“I didn’t think I’d make it to 18,” said Millie*, a recent high school graduate who achieved this honor during her time at one of Upbring’s residential programs. “And guess what? I’m turning 18, I just graduated high school and I’m going to college. I love myself now.”

Millie has endured several traumatic experiences in her life and lived in multiple foster care arrangements. When she needed more intense therapeutic treatment than can be provided in a traditional home, she made tremendous strides toward healing at Upbring. Upbring’s home-like residential program specializing in trauma-informed care gave Millie space to focus on her wellbeing without distractions like toxic relationships and unstable living environments.

Attending the onsite Trinity Charter School during her time at an Upbring children’s center gave Millie the opportunity to take ownership of her education by developing an individualized graduation plan that fit her career goals. She was able to fill the gaps in her education through credit recovery so she could graduate on time.

As she leaves high school behind her Millie is filled with mixed emotions—nervous to go through another major transition, but elated to start the next chapter of her life knowing she is prepared. “I had so much anxiety about graduating,” said Millie. “But I’m grateful to my teachers for helping me figure everything out and going the extra mile for me.”

Trinity Charter School teachers help their students achieve new levels in their education as they navigate healing from trauma. Using multi-sensory and individualized methods based on each student’s learning style is an approach that often leads to classroom success. Millie is one of 20 Trinity Charter School graduates this year, all of whom have plans to attend college or trade school.

“I’m proud of Millie and each TCS graduate for overcoming their own difficult life experiences and completing the coursework needed to earn their diploma in the midst of a pandemic,” said Kellie Ragland, Superintendent of Trinity Charter Schools.

Just as having teachers cheering her on during high school helped Millie, having people to encourage her as she enters this next chapter of her life will be equally important. For young people who age out of foster care without a strong support system, the transition to adulthood can be scarier than it is for 18-year-olds surrounded by more experienced adults who stand ready to help when times get tough. Millie has a plan for this too.  She hopes to participate in a Supervised Independent Living program like Upbring BeREAL [link].
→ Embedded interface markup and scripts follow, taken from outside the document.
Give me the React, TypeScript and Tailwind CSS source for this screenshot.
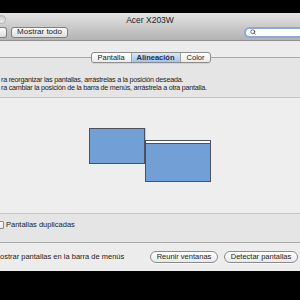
import { Search } from "lucide-react"

const font = { fontFamily: '"Liberation Sans", Arial, sans-serif' }

function Segment({ label, active, first, last }: { label: string; active?: boolean; first?: boolean; last?: boolean }) {
  return (
    <div
      className={`flex items-center justify-center h-full text-[7.5px] leading-none whitespace-nowrap ${
        active
          ? "bg-gradient-to-b from-[#d9e8f9] to-[#a3c3ea] text-[#1c2d4a] font-bold px-[5px]"
          : "bg-gradient-to-b from-[#ffffff] to-[#ebebeb] text-[#222] px-[6px]"
      } ${first ? "rounded-l-[3px]" : ""} ${last ? "rounded-r-[3px]" : "border-r border-[#a0a0a0]"}`}
    >
      {label}
    </div>
  )
}

function PillButton({ label, w }: { label: string; w: string }) {
  return (
    <button
      className={`${w} h-[12px] rounded-full border border-[#8a8a8a] bg-gradient-to-b from-[#ffffff] to-[#e9e9e9] text-[7.5px] leading-none text-[#222] whitespace-nowrap shadow-[0_1px_0_rgba(255,255,255,0.7)]`}
    >
      {label}
    </button>
  )
}

export default function App() {
  return (
    <div className="w-[300px] h-[300px] overflow-hidden flex flex-col bg-black" style={font}>
      <div className="h-[13px] bg-black shrink-0" />

      {/* toolbar */}
      <div className="h-[28px] shrink-0 bg-gradient-to-b from-[#e3e3e3] to-[#b3b3b3] border-b border-[#8f8f8f] flex flex-col">
        <div className="relative h-[13px] flex items-center justify-center">
          <div className="absolute left-[-3px] top-[2px] size-[9px] rounded-full bg-gradient-to-b from-[#c9c9c9] to-[#eeeeee] border border-[#b0b0b0]" />
          <span className="text-[8.5px] leading-none text-[#222] pt-[1px] whitespace-nowrap">Acer X203W</span>
        </div>
        <div className="flex items-center h-[12px]">
          <div className="w-[7px] h-[11px] rounded-r-[3px] border border-l-0 border-[#7f7f7f] bg-gradient-to-b from-[#fbfbfb] to-[#dedede]" />
          <button className="ml-[4px] w-[57px] h-[11px] rounded-[3px] border border-[#7f7f7f] bg-gradient-to-b from-[#fbfbfb] to-[#dedede] text-[8px] leading-none text-[#222] whitespace-nowrap">
            Mostrar todo
          </button>
          <div className="ml-auto w-[59px] mr-[-3px] h-[11px] rounded-l-full border-2 border-r-0 border-[#8ea9d8] bg-white flex items-center pl-[4px]">
            <Search className="size-[6px] text-[#444]" strokeWidth={3} />
          </div>
        </div>
      </div>

      {/* content */}
      <div className="flex-1 bg-[#ececec] flex flex-col">
        <div className="pt-[11px] flex flex-col">
          <div className="relative z-10 self-center flex h-[11px] ml-[2px] rounded-[3px] border border-[#8c8c8c] shadow-[0_1px_0_rgba(0,0,0,0.08)]">
            <Segment label="Pantalla" first />
            <Segment label="Alineación" active />
            <Segment label="Color" last />
          </div>

          <div className="-mt-[6px] mx-[-3px] border border-[#a9a9a9] bg-[#e5e5e5] flex flex-col">
            <div className="h-[39px] pt-[18px] pl-[3px] text-[7.2px] leading-[8px] tracking-[-0.25px] text-[#222] whitespace-nowrap">
              <p>ra reorganizar las pantallas, arrástrelas a la posición deseada.</p>
              <p>ra cambiar la posición de la barra de menús, arrástrela a otra pantalla.</p>
            </div>

            <div className="h-[117px] bg-[#eeeeee] border-y border-[#c4c4c4] flex items-start justify-center">
              <div className="flex items-start pt-[30px] mr-[1px]">
                <div className="w-[56px] h-[36px] bg-[#729fd6] border border-[#4b5160] shadow-[1px_0_0_#c8c8c8]" />
                <div className="mt-[12px] w-[66px] h-[42px] bg-[#729fd6] border border-[#4b5160] flex flex-col">
                  <div className="h-[3px] bg-white border-b border-[#4b5160]" />
                </div>
              </div>
            </div>

            <div className="h-[28px] flex items-start pt-[7px] gap-[2px] ml-[-2px]">
              <div className="size-[8px] rounded-[1px] border border-[#8a8a8a] bg-gradient-to-b from-white to-[#e6e6e6]" />
              <span className="text-[7.5px] leading-[8px] text-[#222] whitespace-nowrap">Pantallas duplicadas</span>
            </div>
          </div>
        </div>

        <div className="flex-1 flex items-center pr-[2px]">
          <span className="text-[7.5px] leading-none text-[#222] whitespace-nowrap">ostrar pantallas en la barra de menús</span>
          <div className="ml-auto flex gap-[6px]">
            <PillButton label="Reunir ventanas" w="w-[68px]" />
            <PillButton label="Detectar pantallas" w="w-[74px]" />
          </div>
        </div>
      </div>

      <div className="h-[29px] shrink-0 bg-black" />
    </div>
  )
}
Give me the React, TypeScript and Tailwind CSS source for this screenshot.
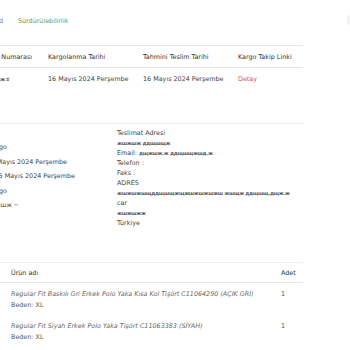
import React from 'react';

const shipments = [
  {
    no: 'Kargo Numarası',
    noValue: 'жшж ʬ',
    shipped: '16 Mayıs 2024 Perşembe',
    eta: '16 Mayıs 2024 Perşembe',
  },
];

// left column of the info block: each row ends at its own x, the start is cut off by the page edge
const leftRows = [
  { text: 'Kargo Firması : Aras Kargo', w: 'w-[54px]' },
  { text: 'Kargolanma Tarihi : 16 Mayıs 2024 Perşembe', w: 'w-[114px]' },
  { text: 'Tahmini Teslim Tarihi : 16 Mayıs 2024 Perşembe', w: 'w-[122px]' },
  { text: 'Teslimat Şekli : Kargo', w: 'w-[54px]' },
  { text: 'Not : жшж ꞏꞏ', w: 'w-[65px]' },
];

const products = [
  { name: 'Regular Fit Baskılı Gri Erkek Polo Yaka Kısa Kol Tişört C11064290 (AÇIK GRİ)', size: 'XL', qty: 1 },
  { name: 'Regular Fit Siyah Erkek Polo Yaka Tişört C11063383 (SİYAH)', size: 'XL', qty: 1 },
];

function Garbled({ children }: { children: React.ReactNode }) {
  return <span className="text-[5px] font-bold tracking-[-0.3px] text-[#555]">{children}</span>;
}

export default function App() {
  return (
    <div className="relative w-[350px] h-[350px] overflow-hidden bg-white text-[#444] font-['DejaVu_Sans',sans-serif] text-[6.4px]">
      {/* faint edge of a control at the right */}
      <div className="absolute right-0 top-[15px] w-[3px] h-[10px] bg-[#f4f4f4]"></div>

      <div className="-ml-[47px] w-[350px]">
        {/* Tabs */}
        <div className="flex gap-[15px] pt-[16px] leading-[10px]">
          <div className="flex justify-end w-[50px] whitespace-nowrap text-[#7a6cc0]">Standard</div>
          <div className="whitespace-nowrap text-[#6b9a4a]">Sürdürülebilirlik</div>
        </div>

        {/* Shipment table */}
        <div className="mt-[19px] border-t border-[#e6e6e6]">
          <div className="grid grid-cols-[95px_95px_95px_65px] h-[22px] items-center leading-[10px] border-b border-[#e6e6e6] text-[#333]">
            <div className="whitespace-nowrap flex justify-end pr-[16px]">Kargo Numarası</div>
            <div className="whitespace-nowrap">Kargolanma Tarihi</div>
            <div className="whitespace-nowrap">Tahmini Teslim Tarihi</div>
            <div className="whitespace-nowrap">Kargo Takip Linki</div>
          </div>
          {shipments.map((s) => (
            <div key={s.no} className="grid grid-cols-[95px_95px_95px_65px] pt-[6px] leading-[10px]">
              <div className="whitespace-nowrap flex justify-end pr-[39px]">
                <Garbled>{s.noValue}</Garbled>
              </div>
              <div className="whitespace-nowrap">{s.shipped}</div>
              <div className="whitespace-nowrap">{s.eta}</div>
              <div className="whitespace-nowrap text-[#d9534f]">Detay</div>
            </div>
          ))}
        </div>

        {/* Order info */}
        <div className="mt-[39px] border-t border-[#efefef] grid grid-cols-[164px_1fr]">
          <div className="pt-[16px] leading-[14.5px]">
            {leftRows.map((r) => (
              <div key={r.text} className={`flex justify-end whitespace-nowrap ${r.w}`}>
                {r.text}
              </div>
            ))}
          </div>
          <div className="pt-[4px] leading-[10px] whitespace-nowrap">
            <div>Teslimat Adresi</div>
            <div><Garbled>жшжшж ддщшщж</Garbled></div>
            <div>Email: <Garbled>дщжшж.ж ддщшщжшд.ж</Garbled></div>
            <div>Telefon :</div>
            <div>Faks :</div>
            <div>ADRES</div>
            <div><Garbled>жшжшжшщддщшщжщжшжшжшжш жшщж ддщшщ.дщж.ж</Garbled></div>
            <div>car</div>
            <div><Garbled>жшжшжж</Garbled></div>
            <div>Türkiye</div>
          </div>
        </div>

        {/* Products */}
        <div className="mt-[34px] border-t border-[#efefef]">
          <div className="grid grid-cols-[328px_1fr] h-[20px] items-center leading-[10px] border-b border-[#e6e6e6] text-[#333]">
            <div className="pl-[58px]">Ürün adı</div>
            <div>Adet</div>
          </div>
          {products.map((p) => (
            <div key={p.name} className="grid grid-cols-[328px_1fr] pt-[6px] pb-[5px] leading-[10.5px]">
              <div className="pl-[58px] whitespace-nowrap">
                <div className="italic text-[#666]">{p.name}</div>
                <div className="text-[#555]">Beden: {p.size}</div>
              </div>
              <div className="text-[#555]">{p.qty}</div>
            </div>
          ))}
        </div>
      </div>
    </div>
  );
}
Millie’s high school degree has already opened the doors to college and will lead to many more milestones. Fueled by a desire to make art and inspired by the popular T.V. show, Stranger Things, Millie plans to major in theatre and psychology this fall. She also sees activism in her future. Because of her personal progress made through therapy, Millie wants to help other trauma survivors as an actress, motivational speaker and memoirist. “I want to bring positivity to everyone,” Millie said.

*Millie’s story is true, but we used a pseudonym to protect her privacy.